**Work required:**
Search the data below for "this"; list each line that holds it.

**Material shown:**
— Start —

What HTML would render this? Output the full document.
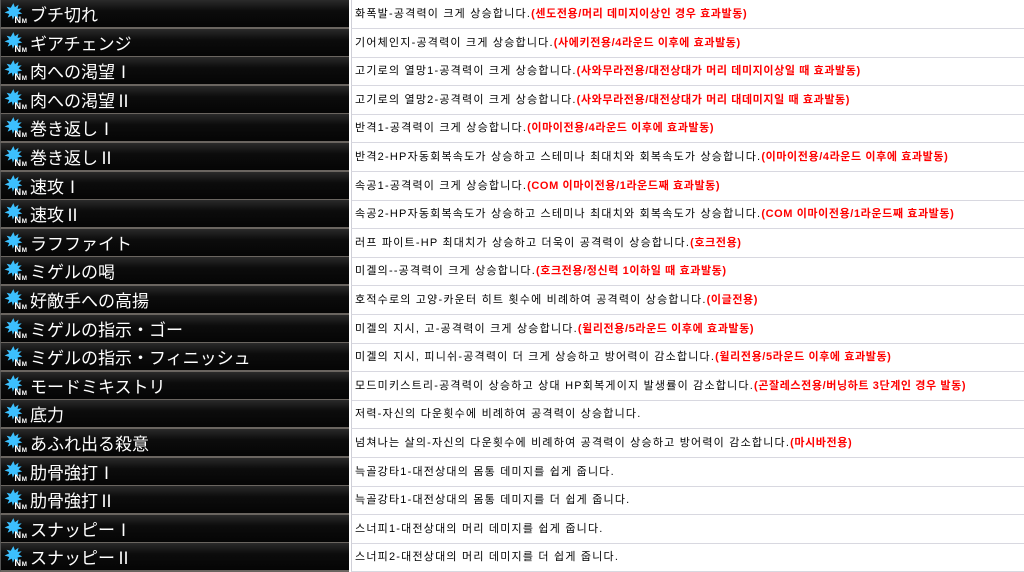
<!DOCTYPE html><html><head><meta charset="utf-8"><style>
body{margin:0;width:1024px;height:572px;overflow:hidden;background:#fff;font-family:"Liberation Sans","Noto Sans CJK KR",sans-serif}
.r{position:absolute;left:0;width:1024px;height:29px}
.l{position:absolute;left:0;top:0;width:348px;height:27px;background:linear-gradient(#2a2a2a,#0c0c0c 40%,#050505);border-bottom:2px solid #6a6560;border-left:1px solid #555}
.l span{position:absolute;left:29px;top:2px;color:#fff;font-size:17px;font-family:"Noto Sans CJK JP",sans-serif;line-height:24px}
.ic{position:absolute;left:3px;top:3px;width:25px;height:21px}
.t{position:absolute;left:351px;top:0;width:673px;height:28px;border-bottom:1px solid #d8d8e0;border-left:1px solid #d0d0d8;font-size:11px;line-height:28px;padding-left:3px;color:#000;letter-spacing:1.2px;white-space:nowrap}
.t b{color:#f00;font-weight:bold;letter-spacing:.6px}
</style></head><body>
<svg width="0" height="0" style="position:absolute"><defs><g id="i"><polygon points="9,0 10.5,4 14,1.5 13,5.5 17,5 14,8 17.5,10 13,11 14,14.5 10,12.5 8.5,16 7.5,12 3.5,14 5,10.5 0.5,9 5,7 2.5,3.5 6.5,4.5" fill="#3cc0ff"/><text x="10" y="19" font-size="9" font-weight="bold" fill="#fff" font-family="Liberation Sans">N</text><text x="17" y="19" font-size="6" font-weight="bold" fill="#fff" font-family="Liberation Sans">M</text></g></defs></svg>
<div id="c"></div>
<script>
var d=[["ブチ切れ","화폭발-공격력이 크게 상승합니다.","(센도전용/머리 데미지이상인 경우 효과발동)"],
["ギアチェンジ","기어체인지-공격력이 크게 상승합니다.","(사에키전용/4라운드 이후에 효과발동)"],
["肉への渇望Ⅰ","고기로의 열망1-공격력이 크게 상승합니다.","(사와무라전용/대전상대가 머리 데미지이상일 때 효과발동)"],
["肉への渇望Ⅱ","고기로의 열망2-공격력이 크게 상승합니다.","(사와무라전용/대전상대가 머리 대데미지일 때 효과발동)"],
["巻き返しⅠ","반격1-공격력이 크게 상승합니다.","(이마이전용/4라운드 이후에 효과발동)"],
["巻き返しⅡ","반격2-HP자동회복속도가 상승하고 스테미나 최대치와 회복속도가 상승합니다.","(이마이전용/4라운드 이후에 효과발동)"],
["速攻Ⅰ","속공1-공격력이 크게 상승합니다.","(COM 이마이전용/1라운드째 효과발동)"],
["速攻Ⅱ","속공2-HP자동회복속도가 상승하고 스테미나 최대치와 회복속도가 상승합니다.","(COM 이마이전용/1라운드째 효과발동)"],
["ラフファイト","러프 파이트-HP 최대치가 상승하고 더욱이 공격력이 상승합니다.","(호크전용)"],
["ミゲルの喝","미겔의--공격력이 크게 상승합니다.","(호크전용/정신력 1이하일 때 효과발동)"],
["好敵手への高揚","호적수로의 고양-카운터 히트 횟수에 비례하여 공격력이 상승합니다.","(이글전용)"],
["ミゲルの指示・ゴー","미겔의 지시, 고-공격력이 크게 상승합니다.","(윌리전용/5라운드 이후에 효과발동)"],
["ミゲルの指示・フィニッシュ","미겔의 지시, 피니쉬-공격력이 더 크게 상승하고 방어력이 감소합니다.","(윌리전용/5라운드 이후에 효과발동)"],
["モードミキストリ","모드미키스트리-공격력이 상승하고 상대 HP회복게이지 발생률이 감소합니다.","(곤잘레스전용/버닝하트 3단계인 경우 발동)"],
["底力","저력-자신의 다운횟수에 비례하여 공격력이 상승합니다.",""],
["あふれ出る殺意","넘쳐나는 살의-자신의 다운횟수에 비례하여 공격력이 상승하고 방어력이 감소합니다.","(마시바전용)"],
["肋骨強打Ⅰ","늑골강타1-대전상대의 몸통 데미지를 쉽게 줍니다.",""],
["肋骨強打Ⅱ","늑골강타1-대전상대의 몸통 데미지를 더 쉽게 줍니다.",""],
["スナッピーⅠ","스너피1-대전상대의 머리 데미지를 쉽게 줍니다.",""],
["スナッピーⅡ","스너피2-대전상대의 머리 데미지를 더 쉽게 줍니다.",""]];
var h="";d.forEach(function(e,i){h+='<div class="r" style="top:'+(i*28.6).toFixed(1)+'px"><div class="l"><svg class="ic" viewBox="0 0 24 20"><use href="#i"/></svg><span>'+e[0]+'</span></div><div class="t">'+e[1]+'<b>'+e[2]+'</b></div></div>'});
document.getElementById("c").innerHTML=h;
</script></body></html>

— End —
— Start —

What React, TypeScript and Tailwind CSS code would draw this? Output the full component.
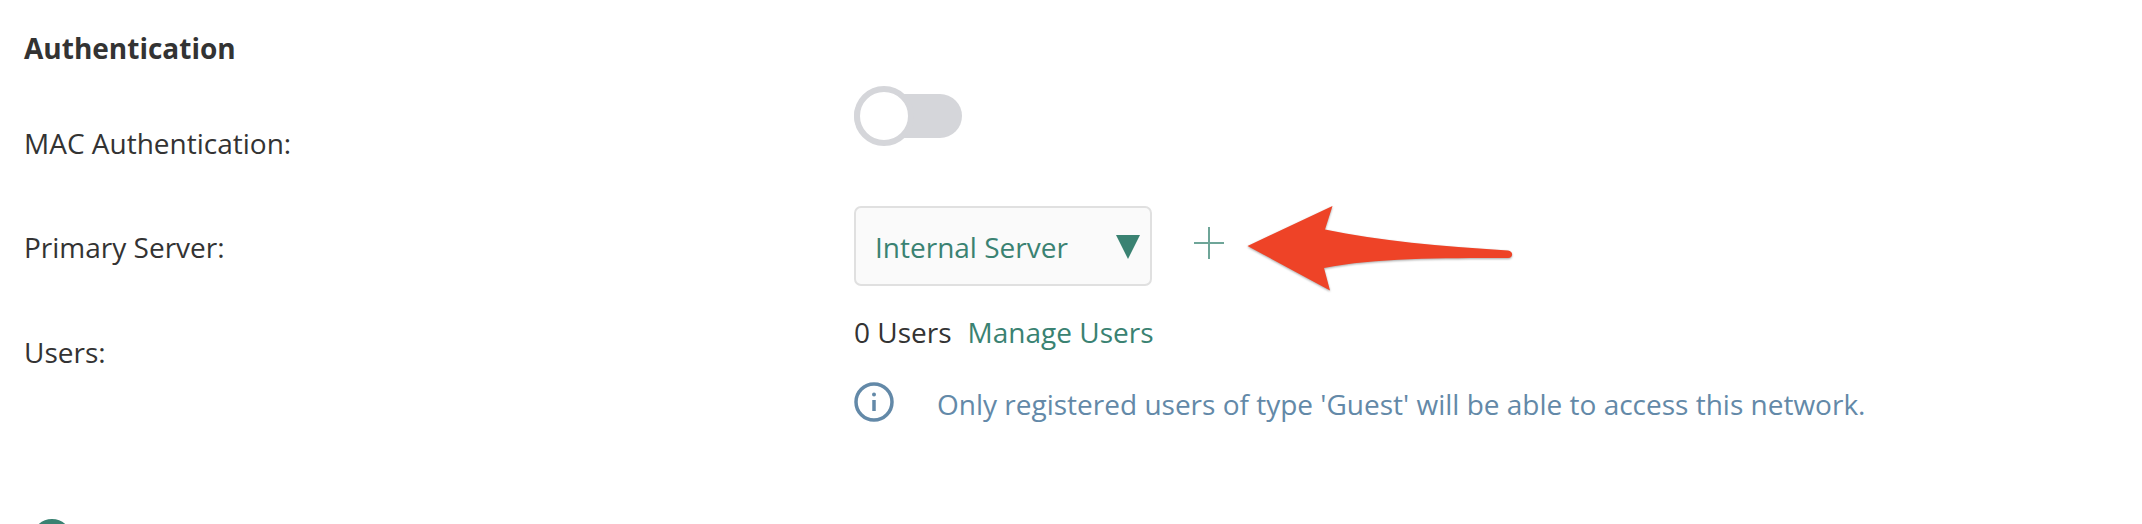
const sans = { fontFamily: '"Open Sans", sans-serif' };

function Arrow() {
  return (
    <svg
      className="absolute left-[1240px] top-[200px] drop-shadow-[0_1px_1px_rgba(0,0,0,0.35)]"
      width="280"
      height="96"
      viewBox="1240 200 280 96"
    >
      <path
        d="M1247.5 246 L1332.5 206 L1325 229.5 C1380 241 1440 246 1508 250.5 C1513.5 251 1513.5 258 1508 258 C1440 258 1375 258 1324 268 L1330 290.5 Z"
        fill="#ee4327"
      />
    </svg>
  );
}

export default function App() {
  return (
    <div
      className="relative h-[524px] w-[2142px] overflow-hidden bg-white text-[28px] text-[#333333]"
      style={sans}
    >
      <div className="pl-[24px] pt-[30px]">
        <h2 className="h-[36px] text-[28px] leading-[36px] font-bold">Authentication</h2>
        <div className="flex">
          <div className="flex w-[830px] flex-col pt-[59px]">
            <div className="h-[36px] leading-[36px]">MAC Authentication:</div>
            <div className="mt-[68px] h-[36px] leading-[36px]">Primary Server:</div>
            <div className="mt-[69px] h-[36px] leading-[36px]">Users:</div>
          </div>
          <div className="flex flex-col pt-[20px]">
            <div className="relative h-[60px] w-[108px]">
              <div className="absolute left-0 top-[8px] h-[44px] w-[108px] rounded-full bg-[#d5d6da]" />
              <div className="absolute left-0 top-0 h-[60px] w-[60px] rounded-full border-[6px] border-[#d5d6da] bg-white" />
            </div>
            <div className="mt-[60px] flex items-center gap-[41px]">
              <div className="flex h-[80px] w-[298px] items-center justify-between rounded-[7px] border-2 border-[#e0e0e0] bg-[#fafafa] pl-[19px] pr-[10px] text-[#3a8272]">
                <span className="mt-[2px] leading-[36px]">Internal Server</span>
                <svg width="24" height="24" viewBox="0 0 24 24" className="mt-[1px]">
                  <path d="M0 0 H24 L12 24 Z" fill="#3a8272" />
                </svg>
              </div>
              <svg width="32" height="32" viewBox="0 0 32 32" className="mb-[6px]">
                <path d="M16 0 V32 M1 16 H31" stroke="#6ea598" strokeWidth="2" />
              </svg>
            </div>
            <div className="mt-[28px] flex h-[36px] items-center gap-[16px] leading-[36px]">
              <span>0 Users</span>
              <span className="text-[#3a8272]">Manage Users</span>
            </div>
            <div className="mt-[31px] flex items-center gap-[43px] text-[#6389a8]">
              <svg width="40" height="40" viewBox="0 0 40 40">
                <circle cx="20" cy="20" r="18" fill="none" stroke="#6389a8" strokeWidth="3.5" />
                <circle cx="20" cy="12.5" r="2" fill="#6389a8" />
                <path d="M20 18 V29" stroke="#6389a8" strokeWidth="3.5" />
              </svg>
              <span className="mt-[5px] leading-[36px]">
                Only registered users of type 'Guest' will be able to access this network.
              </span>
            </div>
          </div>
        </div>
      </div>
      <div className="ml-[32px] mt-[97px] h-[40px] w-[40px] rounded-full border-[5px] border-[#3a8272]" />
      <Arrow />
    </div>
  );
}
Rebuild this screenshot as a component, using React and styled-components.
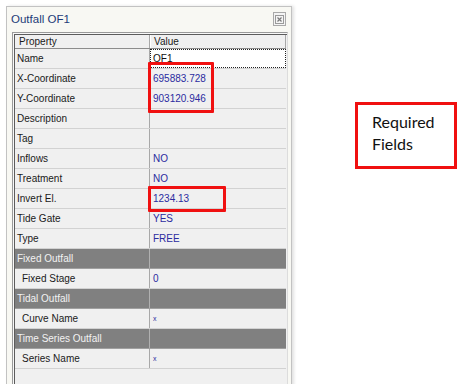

— End —
— Start —

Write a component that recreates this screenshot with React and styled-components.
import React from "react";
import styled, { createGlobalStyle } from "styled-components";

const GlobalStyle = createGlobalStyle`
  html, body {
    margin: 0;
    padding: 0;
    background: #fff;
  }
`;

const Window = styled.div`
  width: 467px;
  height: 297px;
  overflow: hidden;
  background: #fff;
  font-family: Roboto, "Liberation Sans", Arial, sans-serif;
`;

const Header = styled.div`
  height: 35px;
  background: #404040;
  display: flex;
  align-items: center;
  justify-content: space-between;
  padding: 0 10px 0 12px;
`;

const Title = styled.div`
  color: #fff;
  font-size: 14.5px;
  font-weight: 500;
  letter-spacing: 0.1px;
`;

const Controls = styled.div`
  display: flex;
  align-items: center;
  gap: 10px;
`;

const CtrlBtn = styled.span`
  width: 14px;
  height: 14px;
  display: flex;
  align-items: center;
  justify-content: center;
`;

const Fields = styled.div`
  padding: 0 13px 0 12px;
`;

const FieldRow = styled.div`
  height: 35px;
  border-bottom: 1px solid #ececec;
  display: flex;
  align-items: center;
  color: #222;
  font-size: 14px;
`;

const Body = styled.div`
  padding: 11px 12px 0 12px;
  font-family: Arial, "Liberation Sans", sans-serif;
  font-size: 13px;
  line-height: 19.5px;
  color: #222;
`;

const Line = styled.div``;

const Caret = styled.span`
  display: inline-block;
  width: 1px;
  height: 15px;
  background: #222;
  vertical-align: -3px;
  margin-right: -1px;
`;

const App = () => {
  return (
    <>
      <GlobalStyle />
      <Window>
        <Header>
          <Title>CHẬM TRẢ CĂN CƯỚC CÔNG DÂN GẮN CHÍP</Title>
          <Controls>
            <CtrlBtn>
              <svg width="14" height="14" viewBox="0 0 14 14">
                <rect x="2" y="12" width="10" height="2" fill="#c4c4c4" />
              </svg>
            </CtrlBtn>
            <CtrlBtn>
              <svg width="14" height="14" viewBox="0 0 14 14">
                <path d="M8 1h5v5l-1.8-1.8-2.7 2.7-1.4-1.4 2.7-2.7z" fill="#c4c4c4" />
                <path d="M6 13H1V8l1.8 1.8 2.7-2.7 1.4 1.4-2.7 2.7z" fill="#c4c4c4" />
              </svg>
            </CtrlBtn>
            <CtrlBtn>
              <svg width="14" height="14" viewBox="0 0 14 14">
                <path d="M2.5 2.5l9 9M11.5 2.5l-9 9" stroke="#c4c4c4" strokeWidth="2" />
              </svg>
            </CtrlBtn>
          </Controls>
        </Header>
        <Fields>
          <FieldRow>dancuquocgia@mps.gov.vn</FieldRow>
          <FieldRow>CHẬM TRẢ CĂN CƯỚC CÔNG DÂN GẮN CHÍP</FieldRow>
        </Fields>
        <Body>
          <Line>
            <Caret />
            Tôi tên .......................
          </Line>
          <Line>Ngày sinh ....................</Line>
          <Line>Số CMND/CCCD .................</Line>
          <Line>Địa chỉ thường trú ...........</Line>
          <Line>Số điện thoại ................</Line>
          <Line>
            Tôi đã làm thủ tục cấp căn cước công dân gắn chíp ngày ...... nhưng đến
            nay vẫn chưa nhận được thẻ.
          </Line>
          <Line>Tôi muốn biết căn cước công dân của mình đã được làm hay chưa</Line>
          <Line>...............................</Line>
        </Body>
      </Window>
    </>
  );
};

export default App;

— End —

**Complete answer:**
What HTML would render this? Output the full document.
What React, TypeScript and Tailwind CSS code would draw this? Output the full component.
                Only registered users of type 'Guest' will be able to access this network.
Rebuild this screenshot as a component, using React and styled-components.
Write a component that recreates this screenshot with React and styled-components.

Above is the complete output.